First-quarter net income increased to $431 million compared to $187 million in the prior year period. Earnings per share (EPS) came in well ahead of the consensus expectation of $1.98. The $2.10 EPS figure excluded a $0.07 per share cost related to the construction of Steel Dynamics' new flat roll steel mill in Sinton, Texas. The investment is expected to generate freight benefits and create shorter lead times for the company.
Understandably, management struck an upbeat tone in looking ahead to the remainder of 2021. It noted strong global steel demand as well as "extremely low" steel inventory held by customers across multiple end markets. The automotive, construction and transportation sectors are pockets of strength that should remain a strong source of demand.

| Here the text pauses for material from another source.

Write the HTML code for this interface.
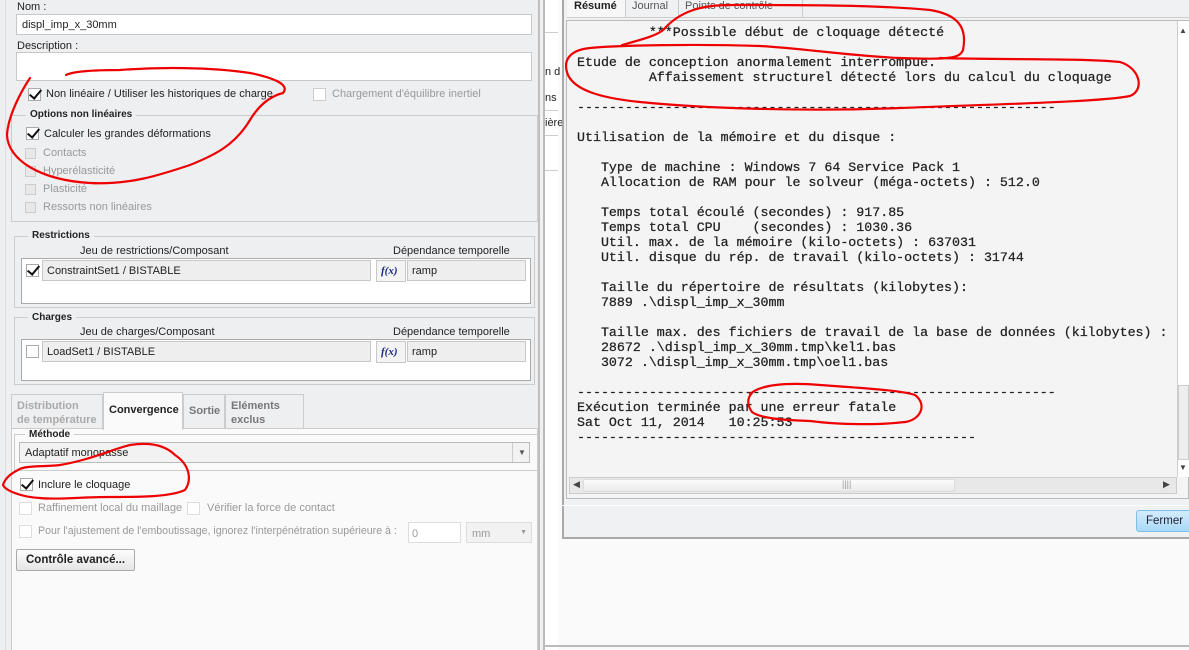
<!DOCTYPE html>
<html><head><meta charset="utf-8"><style>
*{margin:0;padding:0;box-sizing:border-box}
body{width:1189px;height:650px;overflow:hidden;background:#f0f0f0;position:relative;font-family:"Liberation Sans",sans-serif;font-size:11px;color:#222}
.a{position:absolute;white-space:nowrap}
.inp{position:absolute;background:#fff;border:1px solid #c8c8c8;white-space:nowrap}
.cb{position:absolute;width:13px;height:13px;border:1px solid #aaa;background:#fff}
.cbd{position:absolute;width:11px;height:11px;border:1px solid #ccc;background:#e8e8e8}
.chk::after{content:"";position:absolute;left:3px;top:-2px;width:5px;height:10px;border:solid #111;border-width:0 2.5px 2.5px 0;transform:rotate(40deg)}
.grp{position:absolute;border:1px solid #ccc}
.lg{position:absolute;background:#eeeff1;padding:0 4px;font-weight:bold;font-size:10px}
.dis{color:#999}
.mono{font-family:"Liberation Mono",monospace;font-size:13.3px;line-height:15px;color:#222;white-space:pre;position:absolute;left:577px;top:25px;-webkit-text-stroke:0.25px #222}
</style></head><body>
<div class="a" style="left:0;top:0;width:540px;height:650px;background:#eeeff1;border-right:2px solid #c0c0c0"></div>
<div class="a" style="left:5px;top:0;width:1px;height:650px;background:#ddd"></div>
<div class="a" style="left:17px;top:1px">Nom :</div>
<div class="inp" style="left:16px;top:14px;width:516px;height:21px;padding:4px 5px">displ_imp_x_30mm</div>
<div class="a" style="left:17px;top:40px">Description :</div>
<div class="inp" style="left:16px;top:52px;width:516px;height:29px"></div>
<div class="cb chk" style="left:28px;top:88px"></div>
<div class="a" style="left:46px;top:88px">Non linéaire / Utiliser les historiques de charge</div>
<div class="cb" style="left:313px;top:88px;border-color:#ccc"></div>
<div class="a dis" style="left:332px;top:88px">Chargement d'équilibre inertiel</div>
<div class="grp" style="left:11px;top:115px;width:527px;height:107px"></div>
<div class="lg" style="left:26px;top:109px">Options non linéaires</div>
<div class="cb chk" style="left:26px;top:127px"></div>
<div class="a" style="left:44px;top:128px">Calculer les grandes déformations</div>
<div class="cbd" style="left:25px;top:148px"></div><div class="a dis" style="left:43px;top:147px">Contacts</div>
<div class="cbd" style="left:25px;top:166px"></div><div class="a dis" style="left:43px;top:165px">Hyperélasticité</div>
<div class="cbd" style="left:25px;top:184px"></div><div class="a dis" style="left:43px;top:183px">Plasticité</div>
<div class="cbd" style="left:25px;top:202px"></div><div class="a dis" style="left:43px;top:201px">Ressorts non linéaires</div>

<div class="grp" style="left:14px;top:236px;width:521px;height:72px"></div>
<div class="lg" style="left:28px;top:230px">Restrictions</div>
<div class="a" style="left:80px;top:245px">Jeu de restrictions/Composant</div>
<div class="a" style="left:393px;top:245px">Dépendance temporelle</div>
<div class="inp" style="left:21px;top:258px;width:510px;height:46px;border-color:#aaa"></div>
<div class="cb chk" style="left:26px;top:264px"></div>
<div class="inp" style="left:42px;top:260px;width:329px;height:21px;background:#eee;padding:4px 4px">ConstraintSet1 / BISTABLE</div>
<div class="inp" style="left:376px;top:260px;width:30px;height:22px;background:#f4f4f4;font:italic bold 11px 'Liberation Serif',serif;color:#1a2a8a;padding:4px 4px">f(x)</div>
<div class="inp" style="left:407px;top:260px;width:119px;height:21px;background:#eee;padding:4px 4px">ramp</div>

<div class="grp" style="left:14px;top:317px;width:521px;height:68px"></div>
<div class="lg" style="left:28px;top:312px">Charges</div>
<div class="a" style="left:80px;top:326px">Jeu de charges/Composant</div>
<div class="a" style="left:393px;top:326px">Dépendance temporelle</div>
<div class="inp" style="left:21px;top:339px;width:510px;height:42px;border-color:#aaa"></div>
<div class="cb" style="left:26px;top:345px"></div>
<div class="inp" style="left:42px;top:341px;width:329px;height:21px;background:#eee;padding:4px 4px">LoadSet1 / BISTABLE</div>
<div class="inp" style="left:376px;top:341px;width:30px;height:22px;background:#f4f4f4;font:italic bold 11px 'Liberation Serif',serif;color:#1a2a8a;padding:4px 4px">f(x)</div>
<div class="inp" style="left:407px;top:341px;width:119px;height:21px;background:#eee;padding:4px 4px">ramp</div>

<div class="a" style="left:11px;top:428px;width:527px;height:222px;background:#fafafa;border:1px solid #ccc;border-bottom:none"></div>
<div class="a" style="left:11px;top:394px;width:92px;height:35px;border:1px solid #ccc;color:#aaa;font-weight:bold;padding:4px 5px;line-height:14px;font-size:11px">Distribution<br>de température</div>
<div class="a" style="left:103px;top:392px;width:80px;height:38px;background:#fafafa;border:1px solid #ccc;border-bottom:none;font-weight:bold;padding:11px 5px;font-size:11px">Convergence</div>
<div class="a" style="left:183px;top:394px;width:42px;height:35px;border:1px solid #ccc;color:#777;font-weight:bold;padding:10px 5px">Sortie</div>
<div class="a" style="left:225px;top:394px;width:79px;height:35px;border:1px solid #ccc;color:#777;font-weight:bold;padding:4px 5px;line-height:14px">Eléments<br>exclus</div>
<div class="grp" style="left:14px;top:434px;width:524px;height:37px"></div>
<div class="lg" style="left:25px;top:429px;background:#fafafa;font-size:10px">Méthode</div>
<div class="inp" style="left:19px;top:442px;width:511px;height:21px;background:#f2f2f2;border-color:#bbb;padding:4px 5px">Adaptatif monopasse</div>
<div class="a" style="left:512px;top:443px;width:18px;height:19px;border-left:1px solid #ccc;color:#555;font-size:8px;padding:5px 5px">▼</div>
<div class="cb chk" style="left:20px;top:478px"></div>
<div class="a" style="left:38px;top:479px">Inclure le cloquage</div>
<div class="cb" style="left:19px;top:502px;border-color:#ddd"></div><div class="a dis" style="left:38px;top:502px">Raffinement local du maillage</div>
<div class="cb" style="left:187px;top:502px;border-color:#ddd"></div><div class="a dis" style="left:207px;top:502px">Vérifier la force de contact</div>
<div class="cb" style="left:19px;top:525px;border-color:#ddd"></div><div class="a dis" style="left:38px;top:525px;font-size:10.6px">Pour l'ajustement de l'emboutissage, ignorez l'interpénétration supérieure à :</div>
<div class="inp" style="left:408px;top:522px;width:53px;height:21px;padding:5px 3px;color:#999;border-color:#ddd">0</div>
<div class="inp" style="left:466px;top:522px;width:66px;height:21px;padding:5px 5px;color:#999;background:#f2f2f2;border-color:#ddd">mm<span style="position:absolute;right:4px;top:6px;font-size:7px">▼</span></div>
<div class="a" style="left:16px;top:549px;width:119px;height:22px;border:1px solid #aaa;border-radius:2px;background:linear-gradient(#fdfdfd,#e6e6e6);font-weight:bold;padding:4px 9px;font-size:11.5px">Contrôle avancé...</div>

<div class="a" style="left:543px;top:0;width:646px;height:650px;background:#fafafa;border-left:2px solid #bbb"></div>
<div class="a" style="left:545px;top:0;width:13px;height:650px;background:#fff"></div>
<div class="a" style="left:545px;top:32px;width:13px;height:1px;background:#ccc"></div>
<div class="a" style="left:545px;top:110px;width:13px;height:1px;background:#ccc"></div>
<div class="a" style="left:545px;top:135px;width:13px;height:1px;background:#ccc"></div>
<div class="a" style="left:545px;top:170px;width:13px;height:1px;background:#ccc"></div>
<div class="a" style="left:545px;top:66px;font-size:11px">n d</div>
<div class="a" style="left:545px;top:92px;font-size:11px">ns</div>
<div class="a" style="left:545px;top:117px;font-size:11px">ière</div>
<div class="a" style="left:543px;top:645px;width:646px;height:2px;background:#bbb"></div>
<div class="a" style="left:562px;top:0;width:627px;height:539px;background:#f0f1f3;border:2px solid #a9a9a9;border-top:none;border-right:none"></div>
<div class="a" style="left:567px;top:0;width:59px;height:17px;background:#f7f7f7;border-right:1px solid #ccc;font-weight:bold;padding:0 7px;font-size:11px">Résumé</div>
<div class="a" style="left:626px;top:0;width:53px;height:17px;border-right:1px solid #ccc;color:#555;padding:0 6px">Journal</div>
<div class="a" style="left:679px;top:0;width:124px;height:17px;border-right:1px solid #ccc;color:#555;padding:0 6px">Points de contrôle</div>
<div class="a" style="left:567px;top:17px;width:622px;height:1px;background:#ccc"></div>
<div class="a" style="left:566px;top:20px;width:623px;height:479px;background:#f4f4f4;border:1px solid #bbb"></div>
<div class="a" style="left:1177px;top:21px;width:12px;height:456px;background:#fff;border-left:1px solid #ccc"></div>
<div class="a" style="left:1179px;top:26px;font-size:8px;color:#444">▲</div>
<div class="a" style="left:1179px;top:463px;font-size:8px;color:#444">▼</div>
<div class="a" style="left:1178px;top:385px;width:11px;height:75px;background:#eee;border:1px solid #ccc"></div>
<div class="a" style="left:569px;top:477px;width:608px;height:17px;background:#e8e8e8;border:1px solid #ccc"></div>
<div class="a" style="left:573px;top:479px;font-size:9px;color:#444">◀</div>
<div class="a" style="left:1163px;top:479px;font-size:9px;color:#444">▶</div>
<div class="a" style="left:583px;top:479px;width:372px;height:13px;background:linear-gradient(#fcfcfc,#eaeaea);border:1px solid #ddd"></div>
<div class="a" style="left:842px;top:479px;font-size:9px;color:#999">||||</div>
<div class="a" style="left:562px;top:505px;width:627px;height:1px;background:#fff"></div>
<div class="a" style="left:1136px;top:510px;width:60px;height:22px;background:linear-gradient(#d3ecfb,#a9d9f7);border:1px solid #7cc0ea;border-radius:3px;padding:4px 9px;font-size:11.5px;color:#223">Fermer</div>
<div class="mono">         ***Possible début de cloquage détecté

Etude de conception anormalement interrompue.
         Affaissement structurel détecté lors du calcul du cloquage

------------------------------------------------------------

Utilisation de la mémoire et du disque :

   Type de machine : Windows 7 64 Service Pack 1
   Allocation de RAM pour le solveur (méga-octets) : 512.0

   Temps total écoulé (secondes) : 917.85
   Temps total CPU    (secondes) : 1030.36
   Util. max. de la mémoire (kilo-octets) : 637031
   Util. disque du rép. de travail (kilo-octets) : 31744

   Taille du répertoire de résultats (kilobytes):
   7889 .\displ_imp_x_30mm

   Taille max. des fichiers de travail de la base de données (kilobytes) :
   28672 .\displ_imp_x_30mm.tmp\kel1.bas
   3072 .\displ_imp_x_30mm.tmp\oel1.bas

------------------------------------------------------------
Exécution terminée par une erreur fatale
Sat Oct 11, 2014   10:25:53
--------------------------------------------------</div>

<svg class="a" style="left:0;top:0" width="1189" height="650" fill="none" stroke="#e00" stroke-width="2.2" stroke-linecap="round">
<path d="M30 78 C22 90 8 115 7 135 C8 160 40 180 90 183 C130 185 160 175 190 165 C215 155 235 145 250 120 C262 100 275 95 283 93 C290 85 275 78 250 73 C210 67 160 67 120 70 C90 70 72 72 66 75"/>
<path d="M622 45 C640 40 660 35 665 28 C680 12 700 5 730 5 C800 5 880 5 930 10 C955 14 968 25 963 50 C960 58 950 60 900 58 C850 56 800 48 760 46 C700 44 620 45 590 48 C570 50 562 60 568 75 C575 90 600 98 640 102 C700 108 800 112 900 108 C1000 104 1100 102 1130 96 C1145 90 1140 68 1120 62 C1080 58 1000 60 940 58"/>
<path d="M750 394 C760 385 785 382 820 385 C860 388 900 390 915 395 C928 405 920 420 905 422 C880 425 840 425 810 421 C780 420 760 418 752 412 C747 405 747 398 752 393"/>
<path d="M18 470 C25 465 45 467 60 465 C90 460 110 450 130 445 C150 442 165 445 175 455 C190 465 192 480 185 490 C170 497 140 497 110 497 C80 497 55 500 40 498 C20 497 5 490 3 485 C5 478 12 473 18 470"/>
</svg>
</body></html>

Is it a Good Time to Buy Steel Dynamics Stock?
Aside from the strong steel pricing backdrop, what makes Steel Dynamics an attractive investment is the diversified customer base including significant exposure to the construction industry. As the U.S. economic recovery unfolds, residential and commercial building activity is expected to remain strong.
In addition, the Biden administration's proposed $2 trillion infrastructure package would allocate funds to fixing the country's roads and bridges. This would help sustain steel demand, support steel prices, and prop up Steel Dynamics' financial results for years to come.
Only 15% of the company's cost structure is fixed which helps it operate as one of the lowest-cost steel producers in North America. And since it can charge more for its value-added products, profit margins are relatively strong.
Despite the run that Steel Dynamics stock has enjoyed off its March 2020 bottom there's no reason to believe it can't keep moving higher. The company is experiencing the perfect storm of strong steel demand and low customer inventory amid an economic rebirth.
At roughly 7x forward earnings and less than 1x the annualized first-quarter sales number, Steel Dynamics is still undervalued relative to its steel producing peer group. This valuation along with the 2% dividend yield makes it a steal for long-term investors.